The type of issues that people look for outside assistance on, and which we have advised on

  • Our credit management operation isn't working well - what can we do to collect more money?  How can we upset our customers less?  How can we collect more money without upsetting and losing our customers?
  • The big strategic issues - re-engineering the credit process, should we be giving credit at all? Should we be doing our own credit management?  

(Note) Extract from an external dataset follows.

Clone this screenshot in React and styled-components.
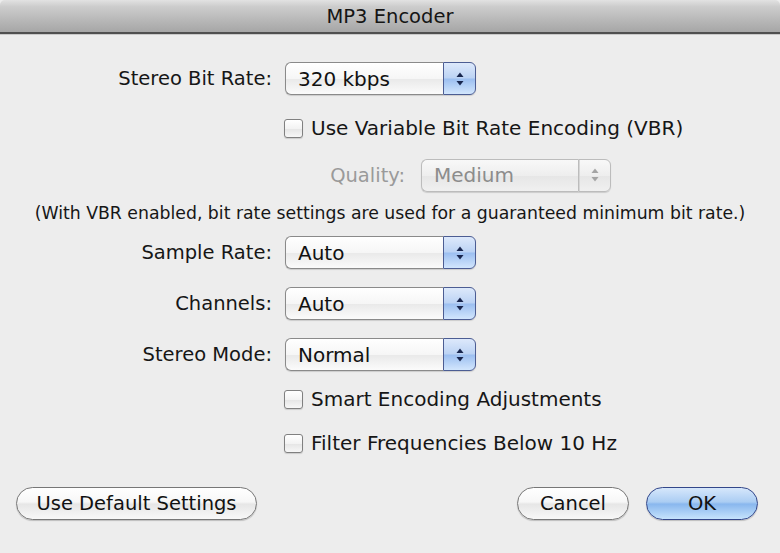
import React from 'react';
import styled, { createGlobalStyle } from 'styled-components';

const Global = createGlobalStyle`
  html, body {
    margin: 0;
    padding: 0;
    background: #ededed;
  }
  body {
    font-family: "DejaVu Sans", "Liberation Sans", sans-serif;
    color: #111;
  }
`;

const Window = styled.div`
  width: 780px;
  height: 553px;
  background: #ededed;
  display: flex;
  flex-direction: column;
  overflow: hidden;
`;

const TitleBar = styled.div`
  height: 32px;
  border-bottom: 2px solid #4f4f4f;
  border-radius: 5px 5px 0 0;
  background: linear-gradient(#e2e2e2, #cdcdcd 20%, #b9b9b9 60%, #a6a6a6);
  box-shadow: 0 1px 0 #c9c9c9;
  display: flex;
  align-items: center;
  justify-content: center;
  font-size: 19.5px;
  color: #151515;
`;

const Row = styled.div`
  display: flex;
  align-items: center;
  margin-top: ${(p) => p.$top}px;
  height: ${(p) => p.$h || 33}px;
`;

const Label = styled.div`
  width: ${(p) => p.$w || 272}px;
  text-align: right;
  padding-right: ${(p) => p.$gap || 13}px;
  box-sizing: content-box;
  font-size: 19.5px;
  color: ${(p) => (p.$dim ? '#9a9a9a' : '#161616')};
  white-space: nowrap;
`;

const Select = styled.div`
  width: ${(p) => p.$w || 191}px;
  height: 33px;
  display: flex;
  border-radius: 6px;
  box-shadow: 0 1px 1px rgba(0, 0, 0, 0.14);
`;

const SelectText = styled.div`
  flex: 1;
  padding-left: 12px;
  display: flex;
  align-items: center;
  font-size: 20px;
  border: 1px solid ${(p) => (p.$disabled ? '#bcbcbc' : '#8a8a8a')};
  border-right: none;
  border-radius: 6px 0 0 6px;
  color: ${(p) => (p.$disabled ? '#8c8c8c' : '#111')};
  background: ${(p) =>
    p.$disabled
      ? 'linear-gradient(#f8f8f8, #eeeeee 50%, #e6e6e6 51%, #f0f0f0)'
      : 'linear-gradient(#ffffff, #f6f6f6 50%, #e9e9e9 51%, #fbfbfb)'};
`;

const Arrows = styled.div`
  width: 31px;
  display: flex;
  align-items: center;
  justify-content: center;
  border: 1px solid ${(p) => (p.$disabled ? '#bcbcbc' : '#4c5d93')};
  border-radius: 0 6px 6px 0;
  background: ${(p) =>
    p.$disabled
      ? 'linear-gradient(#f8f8f8, #eeeeee 50%, #e6e6e6 51%, #f0f0f0)'
      : 'linear-gradient(#dde9fb, #bcd3f4 48%, #9cbff0 52%, #d2e6fd)'};
  box-shadow: ${(p) => (p.$disabled ? 'inset 1px 0 0 #d6d6d6' : 'none')};
`;

const CheckRow = styled(Row)`
  padding-left: 284px;
`;

const Box = styled.div`
  width: 19px;
  height: 19px;
  box-sizing: border-box;
  border: 1px solid #808080;
  border-radius: 3px;
  background: linear-gradient(#ffffff, #f3f3f3 50%, #e5e5e5 51%, #f7f7f7);
  box-shadow: 0 1px 1px rgba(0, 0, 0, 0.14);
  margin-right: 8px;
`;

const CheckText = styled.div`
  font-size: 20px;
  color: #161616;
  white-space: nowrap;
`;

const Note = styled.div`
  margin-top: 12px;
  height: 20px;
  line-height: 20px;
  text-align: center;
  font-size: 17.3px;
  color: #161616;
  white-space: nowrap;
`;

const Footer = styled.div`
  display: flex;
  align-items: center;
  margin-top: 34px;
  padding: 0 22px 0 16px;
`;

const Button = styled.button`
  height: 33px;
  width: ${(p) => p.$w}px;
  margin-left: ${(p) => p.$ml || 0}px;
  box-sizing: border-box;
  border-radius: 17px;
  font-family: inherit;
  font-size: 19.5px;
  color: #111;
  padding: 0;
  border: 1px solid ${(p) => (p.$primary ? '#33478a' : '#777777')};
  background: ${(p) =>
    p.$primary
      ? 'linear-gradient(#d6e7fb, #abcdf3 45%, #89b7ee 52%, #c6e3fc)'
      : 'linear-gradient(#ffffff, #f7f7f7 45%, #e6e6e6 52%, #f8f8f8)'};
  box-shadow: 0 1px 1px rgba(0, 0, 0, 0.2);
`;

const Spacer = styled.div`
  flex: 1;
`;

function ArrowIcon({ disabled }) {
  const c = disabled ? '#a4a4a4' : '#18264e';
  return (
    <svg width="10" height="16" viewBox="0 0 10 16">
      <path d="M5 1.5 L8.5 6 H1.5 Z" fill={c} />
      <path d="M5 14.5 L8.5 10 H1.5 Z" fill={c} />
    </svg>
  );
}

function PopUp({ value, disabled, width }) {
  return (
    <Select $w={width}>
      <SelectText $disabled={disabled}>{value}</SelectText>
      <Arrows $disabled={disabled}>
        <ArrowIcon disabled={disabled} />
      </Arrows>
    </Select>
  );
}

function Check({ label, top }) {
  return (
    <CheckRow $top={top} $h={20}>
      <Box />
      <CheckText>{label}</CheckText>
    </CheckRow>
  );
}

export default function App() {
  return (
    <Window>
      <Global />
      <TitleBar>MP3 Encoder</TitleBar>

      <Row $top={28}>
        <Label>Stereo Bit Rate:</Label>
        <PopUp value="320 kbps" />
      </Row>

      <Check top={23} label="Use Variable Bit Rate Encoding (VBR)" />

      <Row $top={21} $h={32}>
        <Label $w={405} $gap={16} $dim>Quality:</Label>
        <PopUp value="Medium" width={190} disabled />
      </Row>

      <Note>(With VBR enabled, bit rate settings are used for a guaranteed minimum bit rate.)</Note>

      <Row $top={13}>
        <Label>Sample Rate:</Label>
        <PopUp value="Auto" />
      </Row>
      <Row $top={18}>
        <Label>Channels:</Label>
        <PopUp value="Auto" />
      </Row>
      <Row $top={18}>
        <Label>Stereo Mode:</Label>
        <PopUp value="Normal" />
      </Row>

      <Check top={18} label="Smart Encoding Adjustments" />
      <Check top={24} label="Filter Frequencies Below 10 Hz" />

      <Footer>
        <Button $w={241}>Use Default Settings</Button>
        <Spacer />
        <Button $w={112}>Cancel</Button>
        <Button $w={112} $ml={17} $primary>OK</Button>
      </Footer>
    </Window>
  );
}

  • Advice on choices on software, outsourcing, collection agencies, staff, sale of debt, etc, and documents relating to RFPs and the selection process;
  • The writing of credit management policies, procedures and scripts for credit teams and call centres;
  • Planning and implementation of the integration of credit operations following mergers and takeovers;
  • The centralisation of collection operations;
  • Design of invoices, statements and reminder letters;
  • Automation of billing processes, credit approval processes, collection processes, and processes for repossession and sale of repossessed goods;
  • General review of credit and collections processes to improve results (in terms of reduced bad debt, increased retention of customers, lower operating costs, improved cashflow, etc) and give confidence to senior managers and boards of directors;
  • Review of draft credit-related legislation for government;
  • Drafting of credit terms and the practical application of the law relating to credit management:
  • Advice on insurance claims in relation to credit management and expert opinion for legal action;
  • Sundry papers on matters as diverse as ethics in credit management, the use of credit cards, and late payment fees, mentoring and support for credit managers;
  • Keynote speakers for conferences and a wide variety of training associated with change in the credit process.